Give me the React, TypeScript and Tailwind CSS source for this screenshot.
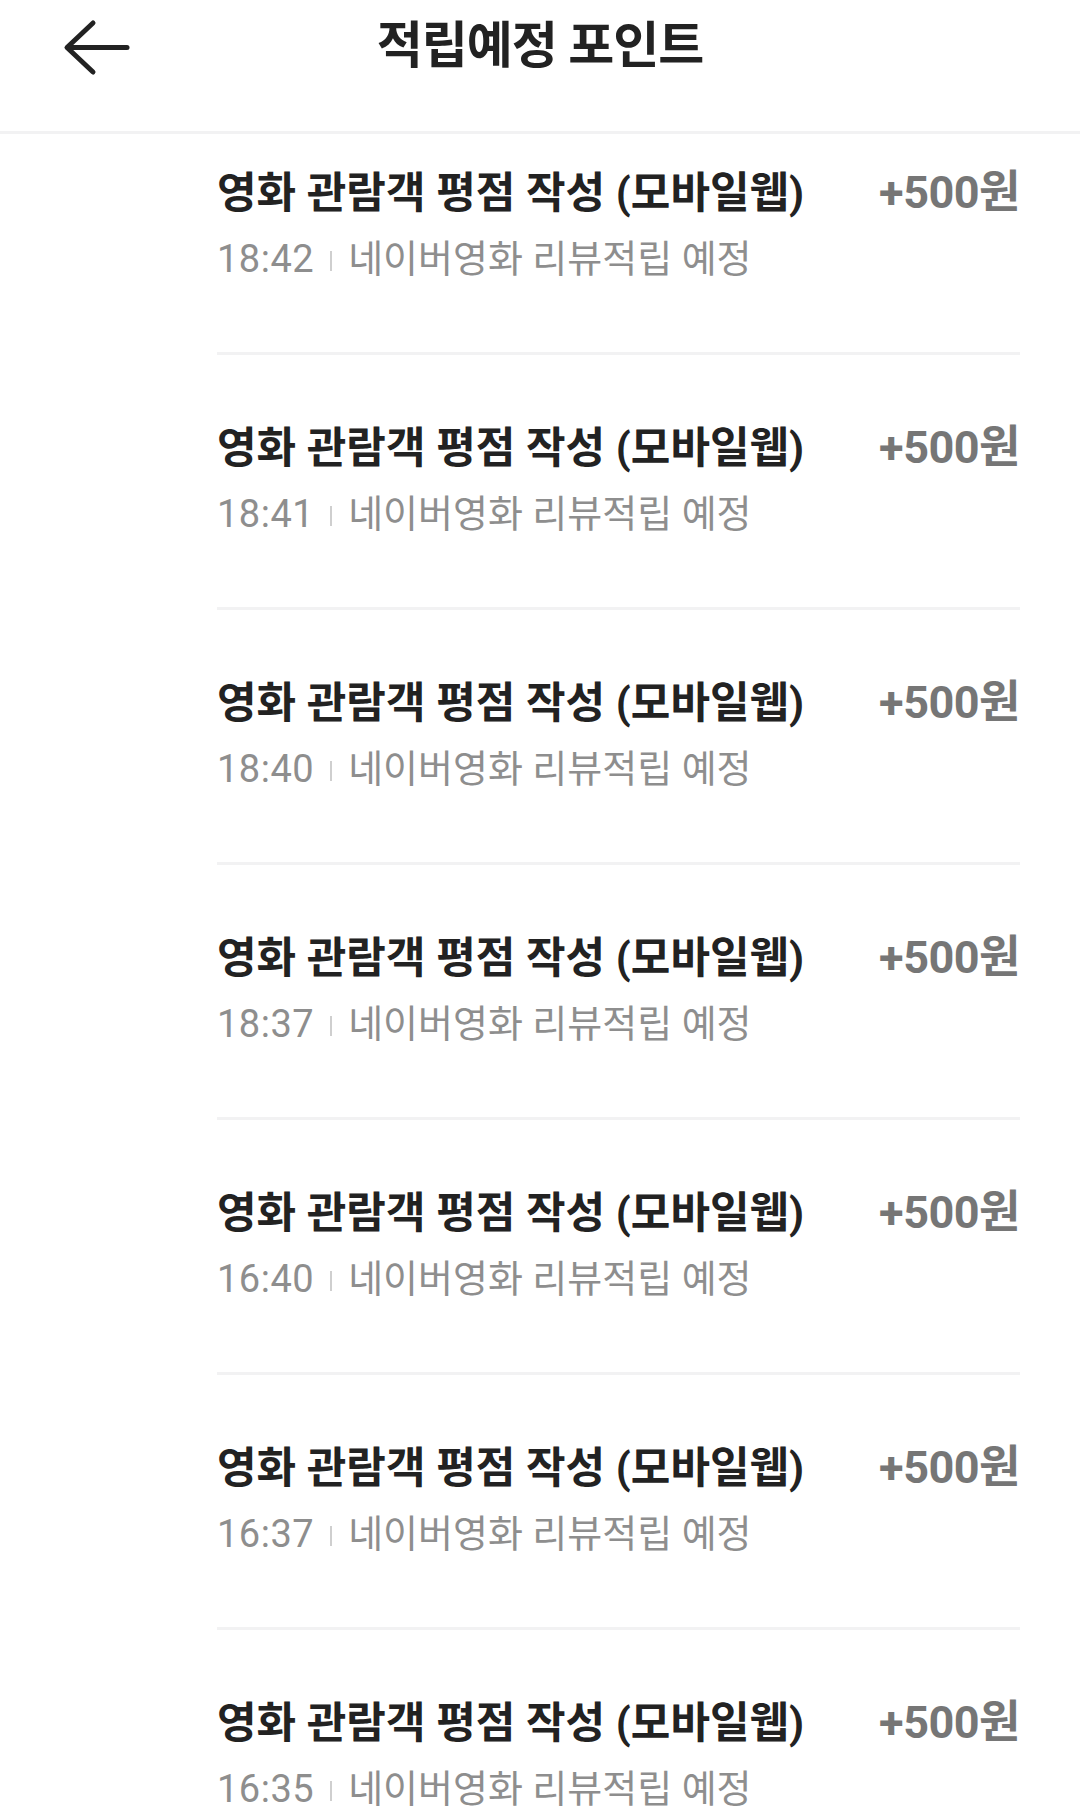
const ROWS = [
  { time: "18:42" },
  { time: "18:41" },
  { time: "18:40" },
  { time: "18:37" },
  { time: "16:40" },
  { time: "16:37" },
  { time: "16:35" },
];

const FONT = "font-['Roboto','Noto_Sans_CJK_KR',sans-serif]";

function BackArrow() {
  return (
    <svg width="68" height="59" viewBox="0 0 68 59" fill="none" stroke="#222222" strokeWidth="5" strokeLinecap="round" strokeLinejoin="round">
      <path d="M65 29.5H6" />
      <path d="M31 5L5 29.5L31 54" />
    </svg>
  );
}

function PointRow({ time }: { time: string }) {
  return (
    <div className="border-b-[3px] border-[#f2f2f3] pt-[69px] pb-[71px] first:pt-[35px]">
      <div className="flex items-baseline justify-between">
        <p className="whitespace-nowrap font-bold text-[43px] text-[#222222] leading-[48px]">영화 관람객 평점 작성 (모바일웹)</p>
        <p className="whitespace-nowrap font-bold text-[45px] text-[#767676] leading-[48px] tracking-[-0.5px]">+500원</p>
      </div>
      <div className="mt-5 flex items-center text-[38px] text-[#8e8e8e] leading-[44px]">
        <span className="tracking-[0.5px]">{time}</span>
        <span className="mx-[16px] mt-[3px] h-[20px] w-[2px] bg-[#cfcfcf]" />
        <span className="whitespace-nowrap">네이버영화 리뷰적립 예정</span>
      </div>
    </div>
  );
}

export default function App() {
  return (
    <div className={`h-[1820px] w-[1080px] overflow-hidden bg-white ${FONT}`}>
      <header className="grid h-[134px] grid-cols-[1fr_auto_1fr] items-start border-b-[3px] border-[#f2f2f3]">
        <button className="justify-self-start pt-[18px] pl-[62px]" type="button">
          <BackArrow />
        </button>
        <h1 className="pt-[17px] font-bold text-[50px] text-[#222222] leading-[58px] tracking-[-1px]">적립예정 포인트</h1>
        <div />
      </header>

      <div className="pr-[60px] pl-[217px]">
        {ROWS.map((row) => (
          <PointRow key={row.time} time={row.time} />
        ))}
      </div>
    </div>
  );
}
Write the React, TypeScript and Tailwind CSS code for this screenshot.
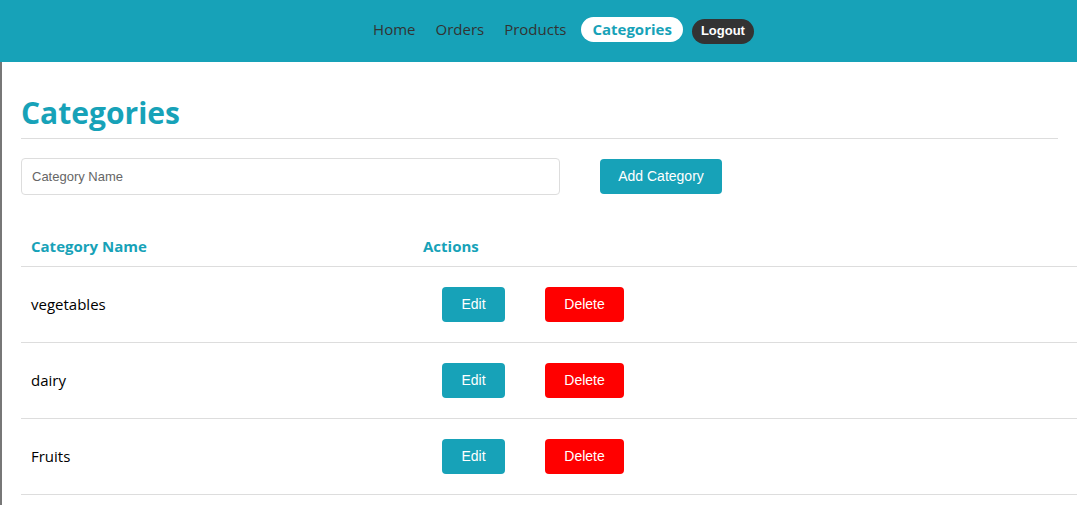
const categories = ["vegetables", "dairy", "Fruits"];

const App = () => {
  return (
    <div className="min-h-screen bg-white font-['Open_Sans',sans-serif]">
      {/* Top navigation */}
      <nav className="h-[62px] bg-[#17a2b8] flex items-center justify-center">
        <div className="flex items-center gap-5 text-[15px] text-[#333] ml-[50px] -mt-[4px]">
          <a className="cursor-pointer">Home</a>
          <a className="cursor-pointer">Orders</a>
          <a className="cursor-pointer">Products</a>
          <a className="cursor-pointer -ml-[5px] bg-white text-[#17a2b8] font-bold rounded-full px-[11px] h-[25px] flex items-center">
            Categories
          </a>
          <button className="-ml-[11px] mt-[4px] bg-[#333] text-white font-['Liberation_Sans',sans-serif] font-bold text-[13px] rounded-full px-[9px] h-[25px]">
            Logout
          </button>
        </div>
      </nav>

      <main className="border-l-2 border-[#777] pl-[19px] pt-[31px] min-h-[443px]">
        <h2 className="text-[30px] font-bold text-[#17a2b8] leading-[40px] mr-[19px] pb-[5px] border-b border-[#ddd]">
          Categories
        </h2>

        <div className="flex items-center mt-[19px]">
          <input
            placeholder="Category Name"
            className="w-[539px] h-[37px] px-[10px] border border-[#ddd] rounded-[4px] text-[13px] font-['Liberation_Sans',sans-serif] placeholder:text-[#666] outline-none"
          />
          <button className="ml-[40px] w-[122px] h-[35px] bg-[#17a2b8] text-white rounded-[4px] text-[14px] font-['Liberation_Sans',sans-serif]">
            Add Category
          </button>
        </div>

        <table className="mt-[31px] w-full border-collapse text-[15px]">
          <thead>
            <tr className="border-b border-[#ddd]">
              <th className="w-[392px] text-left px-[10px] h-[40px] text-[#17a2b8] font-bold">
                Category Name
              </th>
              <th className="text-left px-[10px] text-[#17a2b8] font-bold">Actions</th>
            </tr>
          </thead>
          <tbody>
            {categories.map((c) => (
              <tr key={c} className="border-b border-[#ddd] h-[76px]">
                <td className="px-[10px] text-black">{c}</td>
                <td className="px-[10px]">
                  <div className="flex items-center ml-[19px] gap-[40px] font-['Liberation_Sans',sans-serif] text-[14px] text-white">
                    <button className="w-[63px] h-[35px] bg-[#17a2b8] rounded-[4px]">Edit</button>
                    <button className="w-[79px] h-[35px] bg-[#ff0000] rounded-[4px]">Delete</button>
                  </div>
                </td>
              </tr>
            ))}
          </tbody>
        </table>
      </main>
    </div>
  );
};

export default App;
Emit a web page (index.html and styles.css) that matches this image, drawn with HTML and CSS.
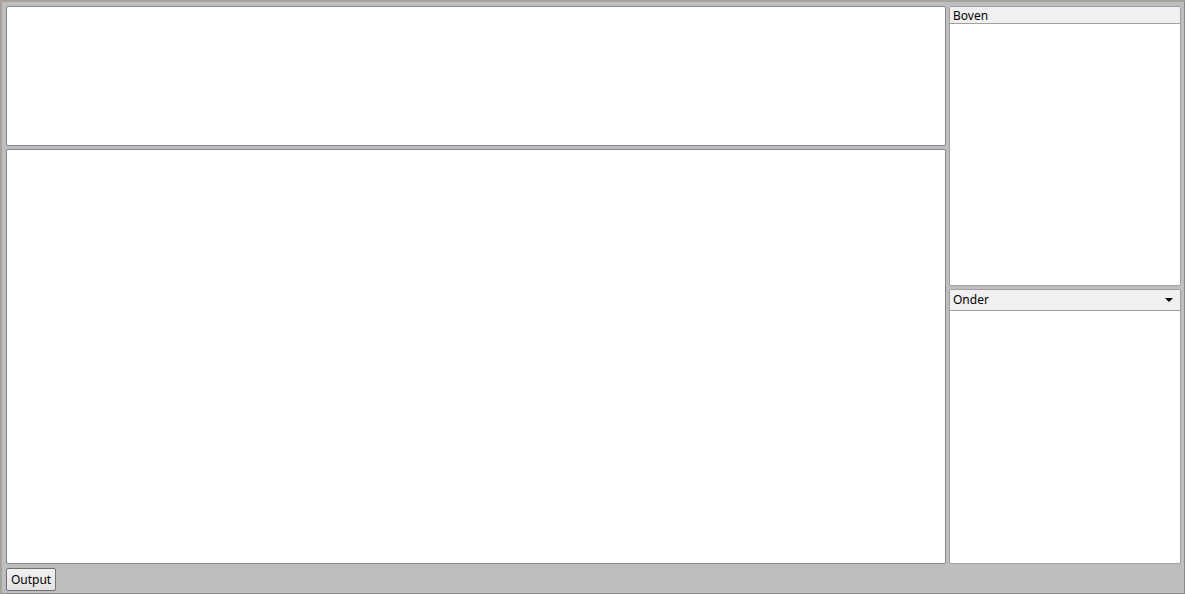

Task to complete: From the listing above, copy every line that includes the word "this".

Exercise answer:
Give me the React, TypeScript and Tailwind CSS source for this screenshot.
Write the React, TypeScript and Tailwind CSS code for this screenshot.
Emit a web page (index.html and styles.css) that matches this image, drawn with HTML and CSS.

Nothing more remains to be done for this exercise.